Apple’s increased presence in China helped shore up revenues from the Asia Pacific region this quarter, which grew 32% over the previous quarter and made up for most of the sequential decline in developing market sales. (see Apple To $700 Fair Value As iPhone Growth Crushes Earnings And Doubters)
Meanwhile, developed markets may see little traction for competing smartphones such as the BlackBerry and the Lumia, further bolstering Apple’s share. The release of a LTE-enabled iPhone 5 later this year could also see Apple beat previous quarterly records, as carriers promote their 4G networks widely this year.

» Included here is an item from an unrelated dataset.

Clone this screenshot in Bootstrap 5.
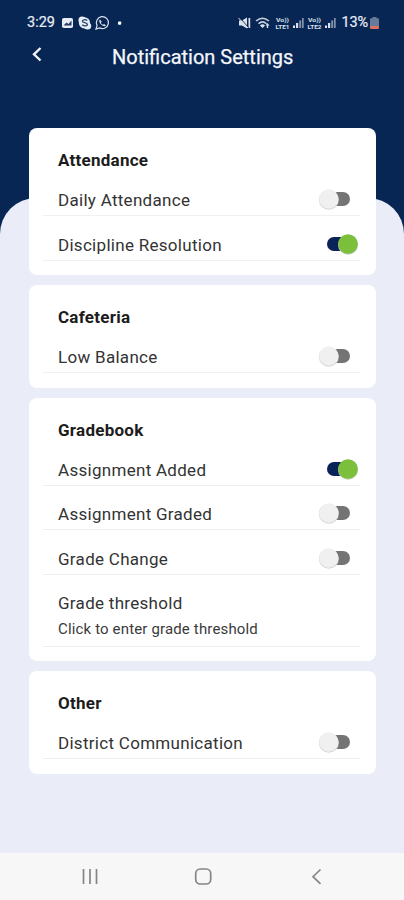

Little competition in a nascent tablet market
The iPad debuted in early 2010, spawning a new market segment of mobile devices and sending Apple’s stock even higher. Many competitors have tried to enter this still young market segment but none have come close to threatening the iPad’s dominance. Even the much touted Kindle Fire, a 7-inch $199 Amazon tablet which was released in November last year, made hardly a dent to the iPad which set a new record of more than 15 million unit sales during the holiday quarter.
In the most recently concluded quarter, IDC estimates only 750,000 Kindle Fire shipments to Apple’s almost 12 million iPad shipments giving us reason to believe that Apple doesn’t need to develop a 7-inch iPad. (see Apple Doesn’t Need To Enter The Low-Cost Smaller Tablet Market)
The iPad is the second most valuable business for Apple after the iPhone and going forward, we see the iPad performing well in the absence of meaningful competitors in the tablet market and the very nascent stage that the market is in. However, a very potent threat in the form of Microsoft’s Windows 8 looms on the horizon.
Microsoft plans to launch Windows 8, which will be made available on both PCs and tablets, later this year. A lot of PC as well as smartphone manufacturers are expected to jump in on the offering to tap the nascent tablet market. Microsoft has a widely installed PC base in place that it can leverage to pose a big threat in the young market. Moreover, it can also leverage its partnership with Nokia to push for an integrated experience across all devices, mobile or PCs, in order to create a viable third ecosystem.
Microsoft’s threat, while very portent, should not have a big impact on Apple’s valuation considering the less than 13% contribution of the iPad to Apple’s price estimate.